Sven R. Kunze srkunze at mail.de
Thu May 12 12:13:08 EDT 2016


On 11.05.2016 23:57, Brett Cannon wrote:

On Wed, 11 May 2016 at 14:29 Nikolaus Rath <Nikolaus at rath.org_ _<mailto:Nikolaus at rath.org>> wrote:

On May 11 2016, Brett Cannon <brett at python.org_ _<mailto:brett at python.org>> wrote: > This PEP proposes a protocol for classes which represent a file system > path to be able to provide a str or bytes representation. [...] As I said before, to me this seems like a lot of effort for a very specific use-case.

Exactly. Especially when considering what else can be done to improve the situation considerably.

So let me put forward two hypothetical scenarios to better understand your position:

- A new module for URL handling is added to the standard library (or urllib is suitably extended). There is a proposal to add a new protocol that allows classes to provide a str or bytes representation of URLs. - A new (third-party) library for natural language processing arises that exposes a specific class for representing audio data. Existing language processing code just uses bytes objects. To ease transition and interoperability, it is proposed to add a new protocol for classes that represend audio data to provide a bytes representation.

You can even add the timedelta-to-seconds protocol that somebody thought would be good idea:

https://mail.python.org/pipermail/python-dev/2016-April/144018.html https://mail.python.org/pipermail/python-ideas/2016-May/040226.html

The generalization is straight-forward and a result of this discussion. If it works and is a good idea for pathlib, then there's absolutely no reason not to do this for the datetime lib and other rich-object libs. Same goes the other way round. Question still is: is it a good idea?

Maybe, it will become a successful pattern. Maybe not.

Do you think you would you be in favor of adding these protocols to the stdlib/languange reference as well?

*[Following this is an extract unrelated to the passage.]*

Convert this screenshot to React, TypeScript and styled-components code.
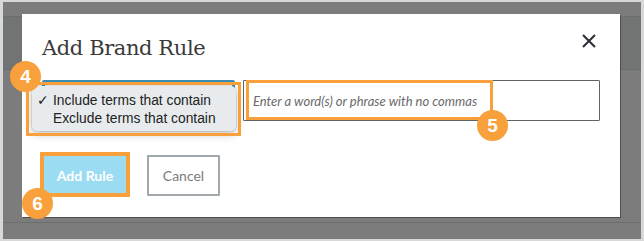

Maybe for URLs, not for audio data (at least not in the stdlib; community can do what they want). If not, what's the crucial difference to file system paths? Nearly everyone uses file system paths on a regular basis, less so than URLs but still a good amount of people. Very few people work with audio data.

Amount of usage should be taken into account of course. However, question remains if that suffices as a justification for the effort.